TASK BRIEF
Locate all lines in the data below that hold "components" and show them.

-- start --

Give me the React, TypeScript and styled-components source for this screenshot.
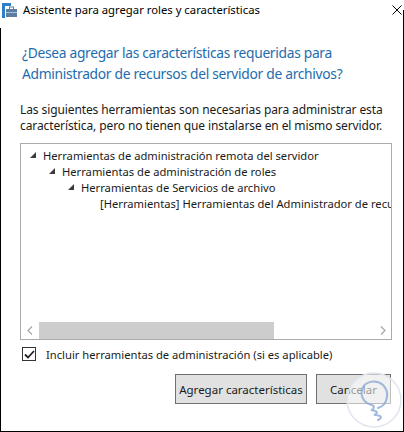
import React from "react";
import styled, { createGlobalStyle } from "styled-components";

const Global = createGlobalStyle`
  html, body { margin: 0; padding: 0; background: #fff; }
  body { font-family: "Noto Sans", "Open Sans", sans-serif; }
`;

const Window = styled.div`
  position: relative;
  width: 404px;
  height: 432px;
  box-sizing: border-box;
  background: #fff;
  display: flex;
  flex-direction: column;
  overflow: hidden;
`;

const TitleBar = styled.div`
  height: 28px;
  flex: none;
  display: flex;
  align-items: flex-start;
  padding: 3px 0 0 2px;
  box-sizing: border-box;
  position: relative;
  &::after {
    content: "";
    position: absolute;
    right: 0;
    top: 10px;
    bottom: 0;
    width: 1px;
    background: #000;
  }
`;

const TitleText = styled.span`
  margin-left: 6px;
  font-size: 11.3px;
  line-height: 14px;
  color: #000;
`;

const CloseBtn = styled.div`
  margin-left: auto;
  margin-right: 2px;
  margin-top: 2px;
  width: 10px;
  height: 10px;
  display: flex;
`;

const Body = styled.div`
  flex: 1;
  display: flex;
  flex-direction: column;
  border-left: 1px solid #000;
  border-right: 1px solid #000;
  border-bottom: 1px solid #000;
  padding: 0 11px 0 19px;
`;

const Heading = styled.h1`
  margin: 14px 0 0 2px;
  font-weight: 400;
  font-size: 13.8px;
  letter-spacing: -0.3px;
  line-height: 21px;
  color: #1e6cae;
  white-space: nowrap;
`;

const Para = styled.p`
  margin: 18px 0 0 0;
  font-size: 12px;
  line-height: 16px;
  color: #1a1a1a;
  white-space: nowrap;
  letter-spacing: -0.1px;
`;

const TreeBox = styled.div`
  margin-top: 9px;
  height: 197px;
  box-sizing: border-box;
  border: 1px solid #ababab;
  display: flex;
  flex-direction: column;
  overflow: hidden;
`;

const TreeList = styled.div`
  flex: 1;
  padding-top: 3px;
  overflow: hidden;
`;

const TreeRow = styled.div<{ $level: number }>`
  display: flex;
  align-items: center;
  height: 16px;
  padding-left: ${(p) => 9 + p.$level * 19}px;
  white-space: nowrap;
  font-size: 11.2px;
  color: #1a1a1a;
`;

const Expander = styled.span`
  width: 13px;
  flex: none;
  display: flex;
  align-items: center;
`;

const HScroll = styled.div`
  height: 17px;
  flex: none;
  display: flex;
  align-items: center;
  background: #fff;
`;

const ArrowCell = styled.div`
  width: 17px;
  height: 17px;
  display: flex;
  align-items: center;
  justify-content: center;
  flex: none;
`;

const Track = styled.div`
  flex: 1;
  height: 17px;
  display: flex;
  align-items: stretch;
`;

const Thumb = styled.div`
  background: #cdcdcd;
  margin-left: 1px;
`;

const CheckRow = styled.label`
  margin-top: 7px;
  height: 14px;
  display: flex;
  align-items: center;
  gap: 10px;
  font-size: 11.2px;
  color: #1a1a1a;
  white-space: nowrap;
`;

const CheckBox = styled.span`
  width: 14px;
  height: 14px;
  box-sizing: border-box;
  border: 1px solid #333;
  display: flex;
  align-items: center;
  justify-content: center;
  margin-left: 2px;
  background: #fff;
  flex: none;
`;

const Buttons = styled.div`
  margin-top: 13px;
  padding-right: 1px;
  display: flex;
  justify-content: flex-end;
  gap: 9px;
`;

const Button = styled.button<{ $w: number }>`
  width: ${(p) => p.$w}px;
  height: 30px;
  box-sizing: border-box;
  background: #e1e1e1;
  border: 1px solid #707070;
  font-family: "Noto Sans", "Open Sans", sans-serif;
  font-size: 11.5px;
  color: #1a1a1a;
  padding: 0;
  white-space: nowrap;
`;

const Watermark = styled.svg`
  position: absolute;
  left: 344px;
  top: 372px;
  pointer-events: none;
`;

const AppIcon = () => (
  <svg width="15" height="15" viewBox="0 0 15 15">
    <rect x="0" y="0" width="3" height="15" fill="#2f7fc8" />
    <rect x="0" y="0" width="9" height="3" fill="#2f7fc8" />
    <rect x="4" y="6" width="11" height="8" fill="#5b7fa3" />
    <rect x="7.5" y="4" width="4" height="2.5" fill="none" stroke="#5b7fa3" strokeWidth="1" />
    <rect x="4" y="9" width="11" height="1" fill="#a9c1d8" />
  </svg>
);

const Tri = () => (
  <svg width="6" height="6" viewBox="0 0 6 6">
    <polygon points="6,0 6,6 0,6" fill="#3c3c3c" />
  </svg>
);

const rows = [
  { level: 0, exp: true, text: "Herramientas de administración remota del servidor" },
  { level: 1, exp: true, text: "Herramientas de administración de roles" },
  { level: 2, exp: true, text: "Herramientas de Servicios de archivo" },
  { level: 3, exp: false, text: "[Herramientas] Herramientas del Administrador de recursos del servidor de archivos" },
];

export default function App() {
  return (
    <>
      <Global />
      <Window>
        <TitleBar>
          <AppIcon />
          <TitleText>Asistente para agregar roles y características</TitleText>
          <CloseBtn>
            <svg width="10" height="10" viewBox="0 0 10 10">
              <path d="M0.5 0.5 L9.5 9.5 M9.5 0.5 L0.5 9.5" stroke="#000" strokeWidth="1" />
            </svg>
          </CloseBtn>
        </TitleBar>
        <Body>
          <Heading>
            ¿Desea agregar las características requeridas para
            <br />
            Administrador de recursos del servidor de archivos?
          </Heading>
          <Para>
            Las siguientes herramientas son necesarias para administrar esta
            <br />
            característica, pero no tienen que instalarse en el mismo servidor.
          </Para>
          <TreeBox>
            <TreeList>
              {rows.map((r, i) => (
                <TreeRow key={i} $level={r.level}>
                  <Expander>{r.exp ? <Tri /> : null}</Expander>
                  <span>{r.text}</span>
                </TreeRow>
              ))}
            </TreeList>
            <HScroll>
              <ArrowCell>
                <svg width="6" height="9" viewBox="0 0 6 9">
                  <path d="M5 0.5 L1 4.5 L5 8.5" fill="none" stroke="#a6a6a6" strokeWidth="1.2" />
                </svg>
              </ArrowCell>
              <Track>
                <Thumb style={{ width: "235px" }} />
              </Track>
              <ArrowCell>
                <svg width="6" height="9" viewBox="0 0 6 9">
                  <path d="M1 0.5 L5 4.5 L1 8.5" fill="none" stroke="#a6a6a6" strokeWidth="1.2" />
                </svg>
              </ArrowCell>
            </HScroll>
          </TreeBox>
          <CheckRow>
            <CheckBox>
              <svg width="11" height="9" viewBox="0 0 11 9">
                <path d="M1 4.5 L4 7.5 L10 1" fill="none" stroke="#222" strokeWidth="1.8" />
              </svg>
            </CheckBox>
            <span>Incluir herramientas de administración (si es aplicable)</span>
          </CheckRow>
          <Buttons>
            <Button $w={132}>Agregar características</Button>
            <Button $w={75}>Cancelar</Button>
          </Buttons>
        </Body>
        <Watermark width="60" height="60" viewBox="0 0 60 60">
          <circle cx="30" cy="28" r="27" fill="rgba(255,255,255,0.55)" stroke="#dfe4ef" strokeWidth="1.5" />
          <path
            d="M34 36 C44 33 46 20 39 13 C32 7 20 9 18 18 C16 26 22 32 28 33 C31 34 30 38 27 38 C32 39 36 40 30 43 C36 43 40 45 34 48"
            fill="none"
            stroke="#8aa9d6"
            strokeWidth="2"
            strokeLinecap="round"
            opacity="0.8"
          />
        </Watermark>
      </Window>
    </>
  );
}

-- end --

IN RESPONSE
Give me the React, TypeScript and styled-components source for this screenshot.
import styled, { createGlobalStyle } from "styled-components";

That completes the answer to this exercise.